Transcript from the "Selectors" Lesson
[00:00:00]
>> So CSS is a rule-based language. We define these rules by creating different styles that should be applied to a certain element or a group of elements. So for example, if we want to select all heading level ones on our page, we can do that with the following code.
[00:00:16]
So we select all h1 headers with the h1 element selector. So the selector is followed by a set of curly brackets, and inside these curly brackets, we're gonna write our style rules. So we call these declarations. So a declaration is a pair that contains a property, in this case, color, and a value, in this case, red.
[00:00:37]
If we break down this into the terminology, right, we've got the selector, which is h1, and the declaration block again is the curly brackets. The declaration is the color red, that key-value property pair. And again, color is a type of property and red is the value for that property.
[00:00:59]
So what we just saw is known as a type selector. It's gonna select all elements of type heading 1. Class selectors allow us to assign styles to elements that contain a specific class or a set of classes. So this class selector is noted with a dot followed by the class name, and it's used to style multiple elements that have that class name.
[00:01:18]
So here we're styling all elements that have a class of title and we're changing that color to red. In this case, it's just the heading one. We also have ID selectors. So ID selectors allow you to assign styles to one element containing a specific ID. So it's noted with a hash symbol and it's followed by the ID name.
[00:01:36]
And again, use the style one element with that ID name. So instead of the class of title on our heading level one, we've got an ID of title setting that color to red. There is also a universal selector, and this is noted with an asterisk and it matches any element.
[00:01:56]
So to make every single element red, we could write asterisk and then in the curly brackets color red. So we can also combine selectors to be more specific about which element or elements we want to select. So what elements are gonna be selected here? Does anyone wanna put that into an English sentence?
[00:02:17]
>> Paragraph within the body, all the paragraphs.

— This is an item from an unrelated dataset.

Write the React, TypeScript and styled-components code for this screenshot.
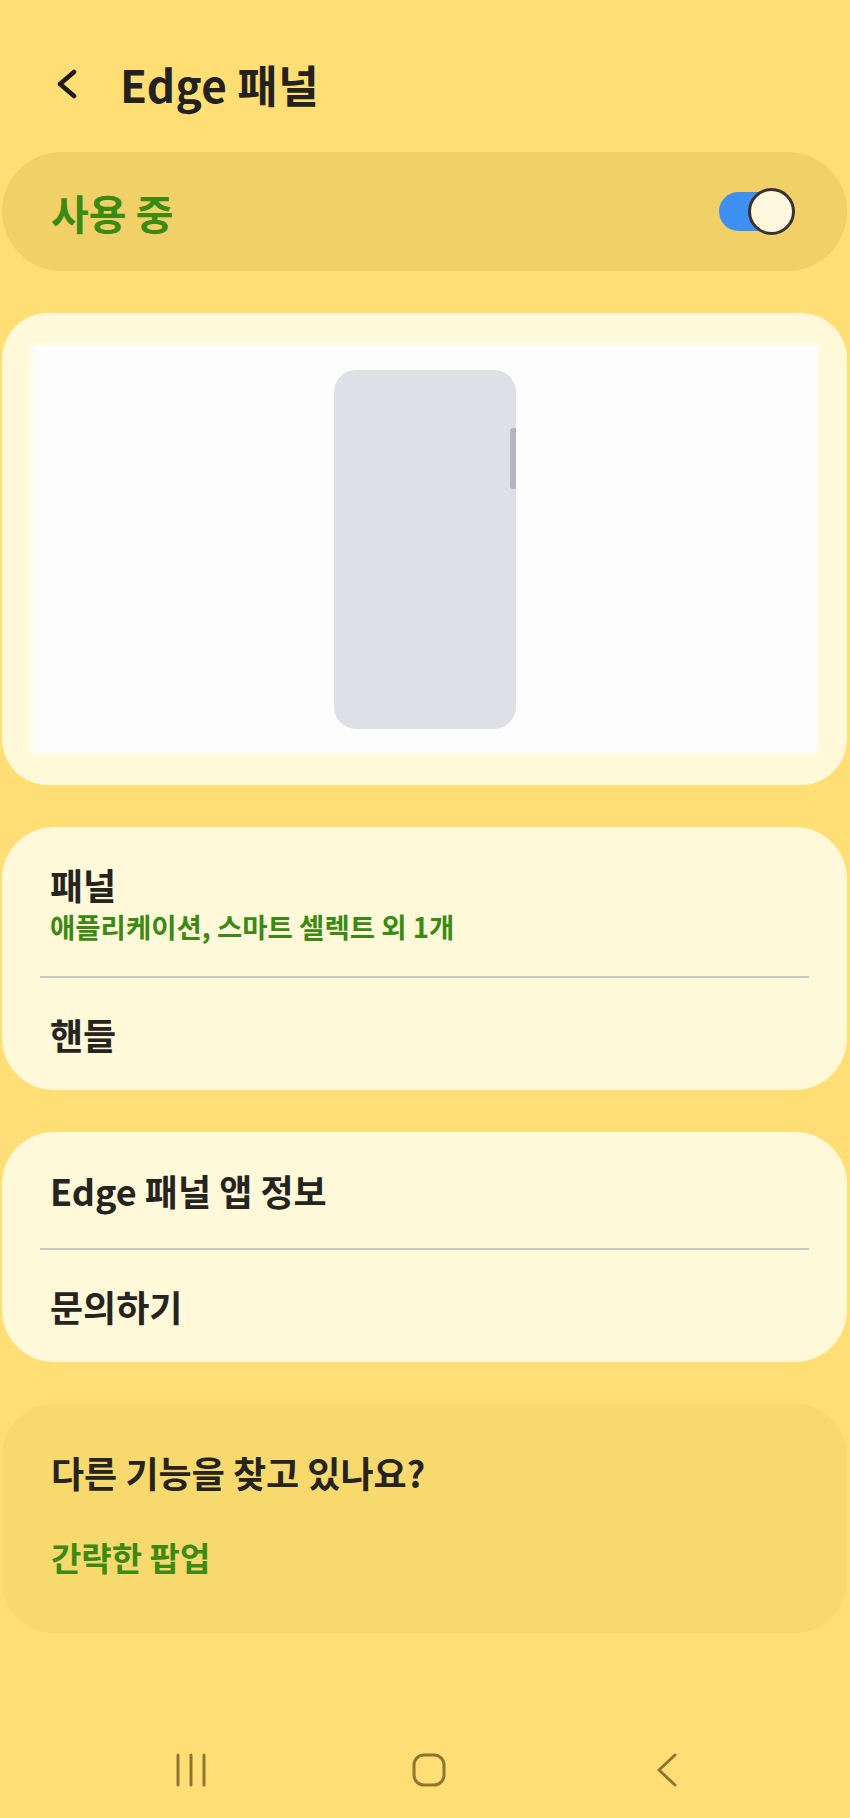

>> All the paragraphs within a body element. Yeah, that's pretty true. The caveat is all paragraphs within an element containing the body class. So it might not be the body element if you put that class on a div for example, right?
[00:02:35]
But yeah, it is gonna change that color to blue. How about this one?
>> It would color all the paragraph elements with an ID blue inside of a tag with a class element body.
>> Yes, exactly right. So the paragraph with an ID of blue, that's living inside of an element containing a class of body, exactly.